Les pitons ouvrent des possibilités. Ils permettent d’avoir plus de protections dans des conditions normales, ou encore d’assurer une sécurité minimale dans des conditions dégradées. L’art de la pose de pitons permet au grimpeur habile de se tricoter un fillet de sécurité dans des situations qui dépassent la complexité des outils modernes. Ils sont également faciles à laisser derrière pour une réchappe, et relativement peu dispendieux.

Pour les technicités liées au marteau, je vous invite à vous référer à cet article dédié: Le marteau: frapper avec subtilité.

Les pitons utiles en escalade hivernale

Pour la plupart des pitons, la qualité du placement est directement liée au son émit lors de la pose. En effet, si la roche est solide et meuble, les vibrations des coups seront parfaitement répercutées dans le métal. Plus le piton rentre et raccourcit, plus le son va devenir aigu. En théorie, il faut s’arrêter lorsque l’on entend deux fois la même note. En pratique, le leader en situation de panique prendra souvent le soin de donner quelques derniers coups, « juste au cas où ».

Le rack minimum syndical

Selon moi ces 3 ou 4 pitons devraient vous sortir de la plupart des situations rencontrées dans une pratique « normale » du mixte.

  • Knife Blade (1 court et un 1 long): Se placent dans les fissures les plus fines, permettant de transformer ces « seams » en opportunités de protection parfois très solides. Placées à la verticale ils sont particulièrement convaincants. Deux tailles permettront de maximiser les options. Note: plusieurs marques font des Knife Blade épais (style Bugaboos de BD). Ils sont intéressants, mais lourds. Pour plus de versatilité, il est tout à fait envisageable d’amener deux Knife Blade réguliers, et les stacker (empiler) au besoin! Cela donnera plus de versatilité.
  • Universel: Permettra d’aller chercher les fissures un peu plus larges.

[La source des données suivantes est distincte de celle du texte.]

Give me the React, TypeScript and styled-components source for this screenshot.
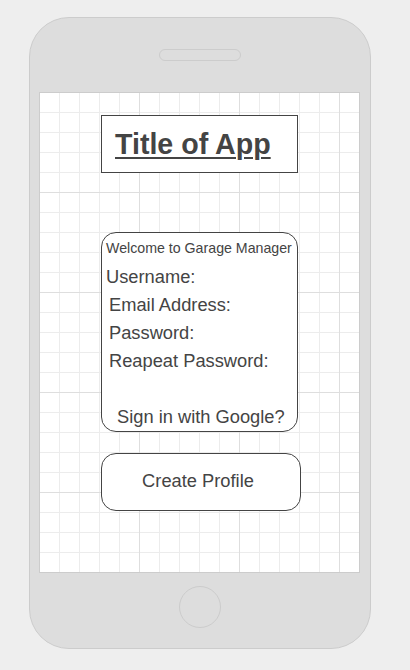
import React from 'react';
import styled, { createGlobalStyle } from 'styled-components';

const GlobalStyle = createGlobalStyle`
  body {
    margin: 0;
    background: #eeeeee;
    font-family: "Liberation Sans", Arial, sans-serif;
  }
`

const fields = ['Email Address:', 'Password:', 'Reapeat Password:'];

const App: React.FC = () => {
  return (
    <>
      <GlobalStyle />
      <Page>
        <Phone>
          <Speaker />
          <Screen>
            <TitleBox>
              <Title>Title of App</Title>
            </TitleBox>
            <FormCard>
              <Welcome>Welcome to Garage Manager</Welcome>
              <Field indent={0}>Username:</Field>
              {fields.map((f) => (
                <Field key={f} indent={3}>{f}</Field>
              ))}
              <GoogleLink>Sign in with Google?</GoogleLink>
            </FormCard>
            <CreateButton>Create Profile</CreateButton>
          </Screen>
          <HomeButton />
        </Phone>
      </Page>
    </>
  );
}

export default App;

const Page = styled.div`
  padding: 17px 0 0 29px;
`

const Phone = styled.div`
  box-sizing: border-box;
  width: 342px;
  height: 632px;
  background: #dddddd;
  border: 1px solid #cccccc;
  border-radius: 40px;
  display: flex;
  flex-direction: column;
  align-items: center;
  padding-top: 31px;
`

const Speaker = styled.div`
  box-sizing: border-box;
  width: 82px;
  height: 12px;
  border: 1px solid #cccccc;
  border-radius: 6px;
  background: #dddddd;
  margin-bottom: 31px;
`

const Screen = styled.div`
  box-sizing: border-box;
  align-self: flex-start;
  margin-left: 9px;
  width: 321px;
  height: 481px;
  border: 1px solid #cccccc;
  background-color: #ffffff;
  background-origin: border-box;
  background-image:
    linear-gradient(to right, #dedede 1px, transparent 1px),
    linear-gradient(to bottom, #dedede 1px, transparent 1px),
    linear-gradient(to right, #ececec 1px, transparent 1px),
    linear-gradient(to bottom, #ececec 1px, transparent 1px);
  background-size: 100px 100px, 100px 100px, 20px 20px, 20px 20px;
  display: flex;
  flex-direction: column;
  align-items: flex-start;
  padding: 22px 0 0 61px;
  color: #444444;
`

const TitleBox = styled.div`
  box-sizing: border-box;
  width: 197px;
  height: 58px;
  border: 1px solid #444444;
  background: #ffffff;
  padding: 12px 13px 0;
  white-space: nowrap;
`

const Title = styled.span`
  font-size: 28.6px;
  line-height: 32px;
  font-weight: 700;
  text-decoration: underline;
  text-decoration-thickness: 2px;
  text-underline-offset: 3px;
`

const FormCard = styled.div`
  box-sizing: border-box;
  width: 197px;
  height: 200px;
  margin-top: 59px;
  border: 1px solid #444444;
  border-radius: 15px;
  background: #ffffff;
  padding: 7px 0 0 4px;
  display: flex;
  flex-direction: column;
  white-space: nowrap;
`

const Welcome = styled.div`
  font-size: 14.2px;
  line-height: 16px;
  margin-bottom: 7px;
`

const Field = styled.div<{ indent: number }>`
  font-size: 18.3px;
  line-height: 28px;
  padding-left: ${(p) => p.indent}px;
`

const GoogleLink = styled.div`
  font-size: 18.3px;
  line-height: 28px;
  margin-top: 28px;
  padding-left: 11px;
`

const CreateButton = styled.div`
  box-sizing: border-box;
  width: 200px;
  height: 58px;
  margin-top: 21px;
  border: 1px solid #444444;
  border-radius: 15px;
  background: #ffffff;
  display: flex;
  align-items: center;
  justify-content: center;
  font-size: 18.3px;
  padding: 0 6px 2px 0;
`

const HomeButton = styled.div`
  box-sizing: border-box;
  width: 42px;
  height: 42px;
  margin-top: 13px;
  border: 1px solid #cccccc;
  border-radius: 50%;
  background: #dddddd;
`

Ceux de Camp ont un point de connexion en angle, permettant de torquer le piton dans la fissure, créant à priori un placement plus solide. Les modèles chromoly (couleurs argent) sont faits dans un aliage plus mou, et permettent de moins forcer sur la fissure dans le cas de roche un peu moins qualitative.
    • Camp Universal: Très bon piton, surtout dans la plus petite taille. Léger, très solide. Il est possible de l’avoir en chromoly. Alliage plus mou, il abîmera moins la roche.
    • Kong Porthos: équivalent au camp, à peine plus lourd, mais beaucoup moins cher.
  • Baby angle: Il permettra de protéger les fissures gelées, environ de tailles .1 à .2. C’est celui qui est le plus utile, en particulier sur le Mont du Gros-Bras. C’est le piton le plus sonore, toujours un réel plaisir à entendre chanter. À garder sur le bord du harnais, en tout temps.
    • Camp Corner: la cadillac du baby angle.
    • Kong Aramis: un peu plus long que le corner, mais très accessible niveau prix, et fait un super travail.
    • Vertical Channel: un piton intéressant surtout par son prix. Sa largeur rend la pose parfois difficile, et l’absence d’oeillet dédié pour la pose de mousqueton peut être problématique.

Le rack avancé, border line artif

  • Beaks (#1, #2, #3): Là c’est pour l’amant du marteau, les gens déterminés à grimper des lignes désespérées, ou qui veulent le plus d’options possibles. En artif, ces pitons ont révolutionnés l’escalade moderne, et en grande montagne, ces pitons sont des classiques indispensables. Au Québec, vu la taille de nos collines, ils ne sont que rarement utilisés. À noter, les Beaks n’endommagent quasiment pas la roche. Même au retrait. Ils sont a des années lumières des dégâts laissés par les angles.

Les trucs qu’on ne veut pas

  • RURP: inutile, très peu utilisé de nos jours. Même dans du A4 on en prend juste 1 ou 2 pour la forme…
  • Lost Arrow: ces pitons sont désuets. Lourds, impact élevé sur la roche. Ils sont importants dans certaines voies en artif au Yosemite, mais aucune utilité d’en avoir en escalade hivernale.

Très peu de magasins tiennent des pitons en stock. Je recommande de passer par une entreprise Québécoise locale et impliquée dans la communauté: Verti Call. Bonne sélection de pitons, de grandes marques mais aussi de petits fabricants, permettant d’aller chercher des prix intéressants.

Sélection de pitons pour l’escalade mixte chez Verti Call.

Si vous êtes dans l’ouest, votre fournisseur le plus proche (et donc avec le moins d’impact environnemental) sera sans doute Climb On Equipment, malgré un inventaire moins diversifié.

Conclusion

J’espère que ce tour d’horizon aura clarifié le rôle des pitons dans l’escalade mixte. Ils ouvrent de grandes possibilités et permettent de trouver assurance là où on ne distinguait que verglas et doute. Avec de grands pouvoirs viennent de grandes responsabilités, soyez respectueux de votre environnement et des voies où vous amenez ces savoirs faire.

Exemple de piton douteux, mais qui donne des options.